Reproduced Figures 1 and 2 from “Learning with Noisy Labels” [NDRT2013].

For multiclass classification, it uses a One versus Rest scheme.

Estimating Noise Transition Matrices

In order to estimate noise transition matrices, algorithms have been relying on the availability of trusted data (or anchor points).

If no trusted data is available, anchor points \(A\) are heuristically chosen with the following algorithm:

\[\forall i \in [\![1,K]\!], A_i = \operatorname*{argmax}_{x \in D} \mathbb{P}(Y=i|X=x)\]

Then it uses predictions of a model learned on untrusted data to estimate the transition matrix.

\[\forall (i,j) \in [\![1,K]\!]^2, \hat{T}_{(i,j)} = \mathbb{P}(\tilde{Y}=j|X=A_i)\]

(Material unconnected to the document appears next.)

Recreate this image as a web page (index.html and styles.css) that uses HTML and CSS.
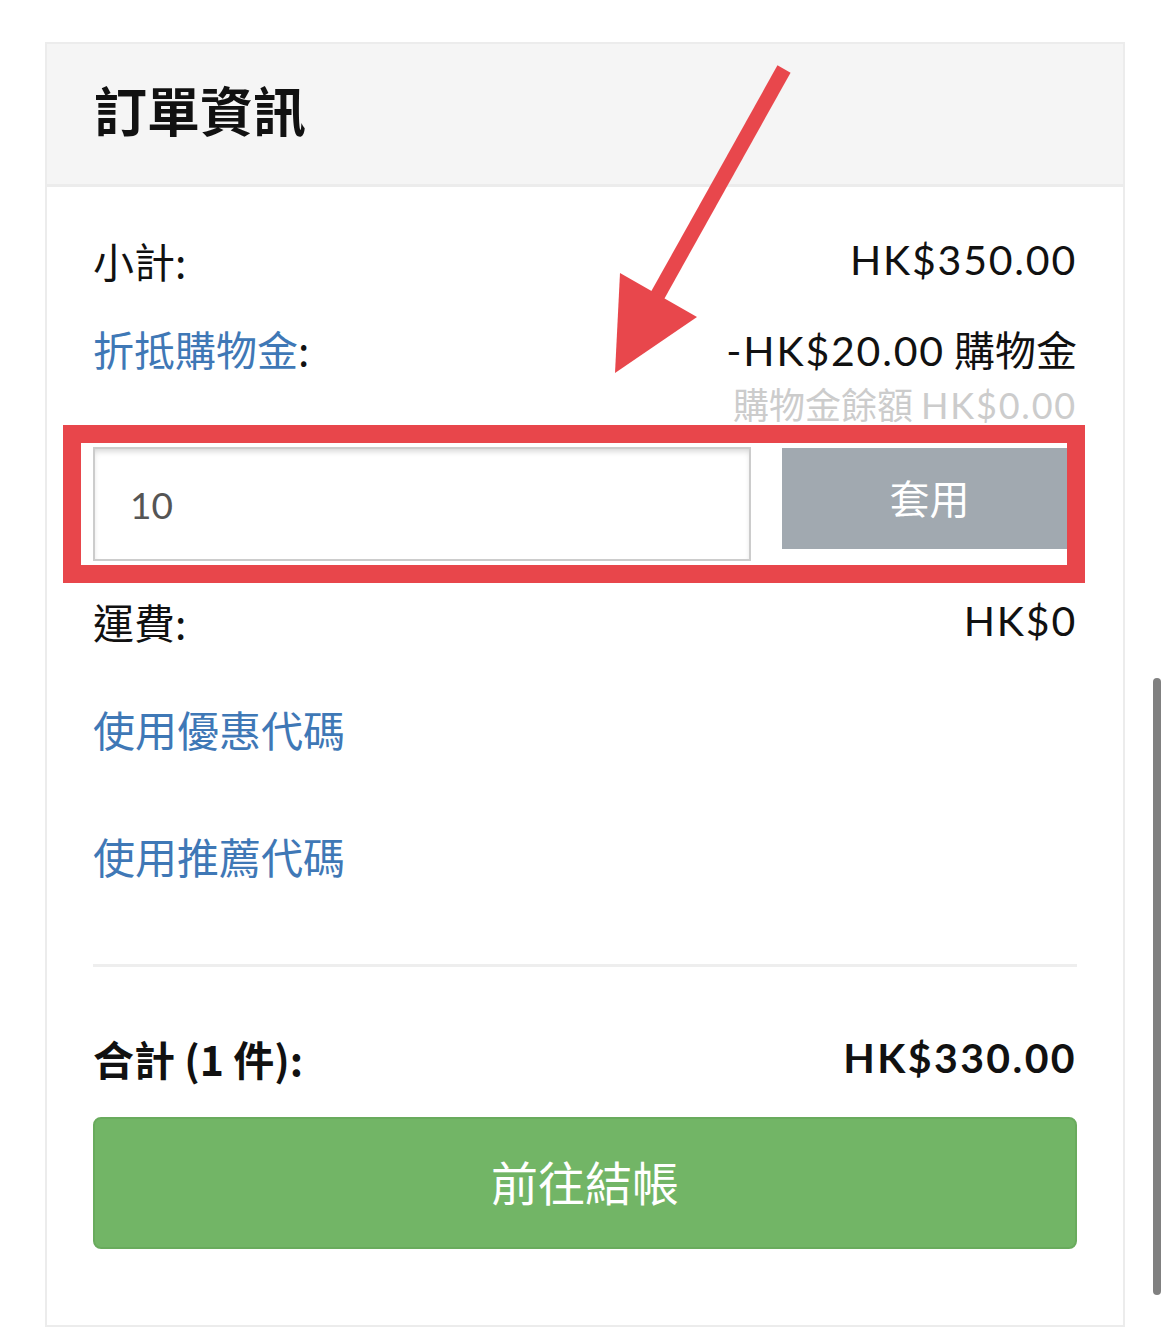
FILE: index.html
```html
<!DOCTYPE html>
<html lang="zh-Hant">
<head>
<meta charset="utf-8">
<title>訂單資訊</title>
<link rel="stylesheet" href="styles.css">
</head>
<body>
<div class="card">
  <div class="card-header">
    <h2 class="card-title">訂單資訊</h2>
  </div>
  <div class="card-body">
    <div class="row row-subtotal">
      <span class="label">小計:</span>
      <span class="value num">HK$350.00</span>
    </div>
    <div class="row row-credit">
      <span class="label"><span class="link">折抵購物金</span>:</span>
      <div class="credit-values">
        <span class="value"><span class="num">-HK$20.00</span> 購物金</span>
        <span class="balance">購物金餘額 <span class="num">HK$0.00</span></span>
      </div>
    </div>
    <div class="promo">
      <input class="promo-input" type="text" value="10">
      <button class="promo-btn" type="button">套用</button>
      <div class="highlight-box"></div>
    </div>
    <div class="row row-shipping">
      <span class="label">運費:</span>
      <span class="value num">HK$0</span>
    </div>
    <a class="link link-block link-coupon" href="#">使用優惠代碼</a>
    <a class="link link-block link-referral" href="#">使用推薦代碼</a>
    <hr class="divider">
    <div class="row row-total">
      <span class="label">合計 (1 件):</span>
      <span class="value num">HK$330.00</span>
    </div>
    <button class="checkout-btn" type="button">前往結帳</button>
  </div>
</div>
<svg class="arrow" width="1170" height="420" viewBox="0 0 1170 420" aria-hidden="true">
  <line x1="784" y1="69" x2="655" y2="300" stroke="#e8474c" stroke-width="15"/>
  <polygon points="615,373 620,273 697,317" fill="#e8474c"/>
</svg>
<div class="scrollbar"></div>
</body>
</html>
```

FILE: styles.css
```css
html, body {
  margin: 0;
  padding: 0;
  background: #ffffff;
}

body {
  font-family: "Noto Sans CJK TC", "Noto Sans CJK SC", sans-serif;
  color: #111111;
  position: relative;
  min-height: 1331px;
}

.num {
  font-family: "Lato", "Open Sans", sans-serif;
  letter-spacing: 1.8px;
}

.card {
  margin: 42px 0 0 45px;
  width: 1080px;
  box-sizing: border-box;
  border: 2px solid #ececec;
  background: #ffffff;
}

.card-header {
  height: 143px;
  box-sizing: border-box;
  padding: 0 0 10px 47px;
  background: #f5f5f5;
  border-bottom: 3px solid #ececec;
  display: flex;
  align-items: center;
}

.card-title {
  margin: 0;
  font-size: 53px;
  font-weight: 700;
  line-height: 1;
  color: #111111;
}

.card-body {
  padding: 45px 46px 76px 46px;
}

.row {
  display: flex;
  justify-content: space-between;
  align-items: flex-start;
  font-size: 41px;
  line-height: 56px;
}

.value {
  font-size: 41px;
}

.link {
  color: #3f78b6;
  text-decoration: none;
}

.row-credit {
  margin-top: 32px;
}

.credit-values {
  display: flex;
  flex-direction: column;
  align-items: flex-end;
}

.balance {
  color: #cccccc;
  font-size: 36px;
  line-height: 48px;
}

.promo {
  position: relative;
  display: flex;
  align-items: flex-start;
  gap: 31px;
  margin-top: 18px;
}

.promo-input {
  width: 658px;
  height: 114px;
  box-sizing: border-box;
  border: 2px solid #cccccc;
  box-shadow: inset 0 4px 6px -2px rgba(0, 0, 0, 0.18);
  padding: 0 0 0 35px;
  font-family: "Lato", "Open Sans", sans-serif;
  font-size: 37px;
  color: #555555;
  background: #ffffff;
  outline: none;
}

.promo-btn {
  flex: 1;
  height: 101px;
  margin-top: 1px;
  border: none;
  background: #a1a9b0;
  color: #ffffff;
  font-family: "Noto Sans CJK TC", sans-serif;
  font-size: 40px;
  padding: 0 0 4px 0;
}

.highlight-box {
  position: absolute;
  left: -30px;
  top: -22px;
  width: 1022px;
  height: 158px;
  box-sizing: border-box;
  border: 18px solid #e8464b;
  pointer-events: none;
}

.row-shipping {
  margin-top: 32px;
}

.link-block {
  display: block;
  font-size: 42px;
  line-height: 56px;
}

.link-coupon {
  margin-top: 52px;
}

.link-referral {
  margin-top: 71px;
}

.divider {
  margin: 80px 0 0 0;
  border: none;
  height: 3px;
  background: #eeeeee;
}

.row-total {
  margin-top: 63px;
  font-weight: 700;
}

.row-total .num {
  font-weight: 700;
  letter-spacing: 2.4px;
}

.checkout-btn {
  display: block;
  width: 100%;
  height: 132px;
  margin-top: 31px;
  border: 2px solid #69ab5d;
  border-radius: 8px;
  background: #72b566;
  color: #ffffff;
  font-family: "Noto Sans CJK TC", sans-serif;
  font-size: 47px;
  padding: 0 0 6px 0;
}

.arrow {
  position: absolute;
  left: 0;
  top: 0;
  pointer-events: none;
}

.scrollbar {
  position: absolute;
  left: 1153px;
  top: 678px;
  width: 8px;
  height: 617px;
  border-radius: 4px;
  background: #808080;
}
```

This algorithm is available with bqlearn.metrics.anchor_transition_matrix():

>>> from bqlearn.metrics import anchor_transition_matrix
>>> y_prob = [[0.9, 0.1], [0.2, 0.8], [0.4, 0.6]]
>>> anchor_transition_matrix(y_prob, quantile=1.0)
array([[0.9, 0.1],
       [0.2, 0.8]])

In these example, the first sample has been selected as the anchor point of class \(0\) and the the second sample has been selected as the anchor point of class \(1\). Then the transition matrix has been constructed using these two points.

If there is trusted data available, they can be used as anchor points. Thus, the classifier learned on untrusted data can be evaluated on them and the noise matrix can be estimated with sklearn.metrics.confusion_matrix() with row normalization if the classifier does not support probability predictions, or with bqlearn.metrics.gold_transition_matrix() otherwise, as it has been shown to be empirically more efficient:

>>> from bqlearn.metrics import gold_transition_matrix
>>> y = [0, 1, 0]
>>> y_prob = [[0.9, 0.1], [0.2, 0.8], [0.4, 0.6]]
>>> gold_transition_matrix(y, y_prob)
array([[0.65, 0.35],
       [0.2 , 0.8 ]])

Below is an illustration of these algorithms on the digitis dataset corrupted with bqlearn.corruptions.noise_matrices.background_noise_matrix():

transition matrices

Noise transition matrices estimation on the digits dataset with background label noise.